* **Required work**
Repeat the listing that follows, character for character, minus the pictures.

[Start of Information supplied]

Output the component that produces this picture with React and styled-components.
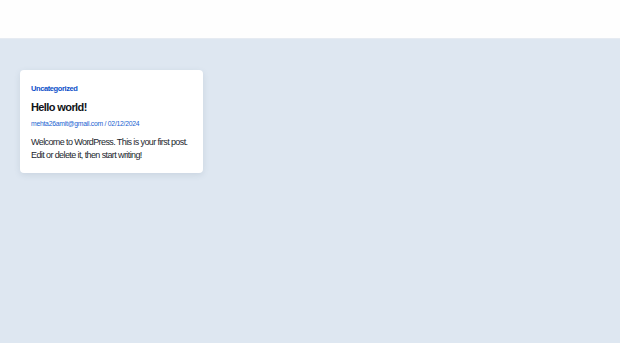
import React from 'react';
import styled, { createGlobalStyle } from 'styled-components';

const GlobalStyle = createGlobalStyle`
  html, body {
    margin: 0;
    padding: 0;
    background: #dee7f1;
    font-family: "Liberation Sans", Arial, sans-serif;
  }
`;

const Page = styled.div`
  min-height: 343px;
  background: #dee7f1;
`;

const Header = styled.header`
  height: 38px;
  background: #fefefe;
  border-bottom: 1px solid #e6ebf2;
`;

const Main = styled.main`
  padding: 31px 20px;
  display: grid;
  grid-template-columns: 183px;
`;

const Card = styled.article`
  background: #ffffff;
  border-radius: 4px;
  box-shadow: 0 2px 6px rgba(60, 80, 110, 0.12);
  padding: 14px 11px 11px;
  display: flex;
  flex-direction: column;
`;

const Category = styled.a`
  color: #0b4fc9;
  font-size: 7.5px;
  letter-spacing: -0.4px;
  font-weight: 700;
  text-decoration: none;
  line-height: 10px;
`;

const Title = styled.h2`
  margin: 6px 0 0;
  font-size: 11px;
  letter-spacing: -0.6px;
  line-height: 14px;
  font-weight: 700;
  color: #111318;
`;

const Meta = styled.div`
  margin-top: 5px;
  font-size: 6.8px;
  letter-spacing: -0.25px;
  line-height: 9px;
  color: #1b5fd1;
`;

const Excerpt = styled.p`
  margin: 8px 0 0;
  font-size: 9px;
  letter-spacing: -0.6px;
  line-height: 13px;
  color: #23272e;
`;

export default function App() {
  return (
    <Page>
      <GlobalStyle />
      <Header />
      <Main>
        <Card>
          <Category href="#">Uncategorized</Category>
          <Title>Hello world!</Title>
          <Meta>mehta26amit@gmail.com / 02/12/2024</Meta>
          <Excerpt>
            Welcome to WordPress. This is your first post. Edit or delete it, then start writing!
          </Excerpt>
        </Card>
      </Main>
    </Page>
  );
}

[End of Information supplied]

* **Exercise answer**
Output the component that produces this picture with React and styled-components.
import React from 'react';
import styled, { createGlobalStyle } from 'styled-components';

const GlobalStyle = createGlobalStyle`
  html, body {
    margin: 0;
    padding: 0;
    background: #dee7f1;
    font-family: "Liberation Sans", Arial, sans-serif;
  }
`;

const Page = styled.div`
  min-height: 343px;
  background: #dee7f1;
`;

const Header = styled.header`
  height: 38px;
  background: #fefefe;
  border-bottom: 1px solid #e6ebf2;
`;

const Main = styled.main`
  padding: 31px 20px;
  display: grid;
  grid-template-columns: 183px;
`;

const Card = styled.article`
  background: #ffffff;
  border-radius: 4px;
  box-shadow: 0 2px 6px rgba(60, 80, 110, 0.12);
  padding: 14px 11px 11px;
  display: flex;
  flex-direction: column;
`;

const Category = styled.a`
  color: #0b4fc9;
  font-size: 7.5px;
  letter-spacing: -0.4px;
  font-weight: 700;
  text-decoration: none;
  line-height: 10px;
`;

const Title = styled.h2`
  margin: 6px 0 0;
  font-size: 11px;
  letter-spacing: -0.6px;
  line-height: 14px;
  font-weight: 700;
  color: #111318;
`;

const Meta = styled.div`
  margin-top: 5px;
  font-size: 6.8px;
  letter-spacing: -0.25px;
  line-height: 9px;
  color: #1b5fd1;
`;

const Excerpt = styled.p`
  margin: 8px 0 0;
  font-size: 9px;
  letter-spacing: -0.6px;
  line-height: 13px;
  color: #23272e;
`;

export default function App() {
  return (
    <Page>
      <GlobalStyle />
      <Header />
      <Main>
        <Card>
          <Category href="#">Uncategorized</Category>
          <Title>Hello world!</Title>
          <Meta>mehta26amit@gmail.com / 02/12/2024</Meta>
          <Excerpt>
            Welcome to WordPress. This is your first post. Edit or delete it, then start writing!
          </Excerpt>
        </Card>
      </Main>
    </Page>
  );
}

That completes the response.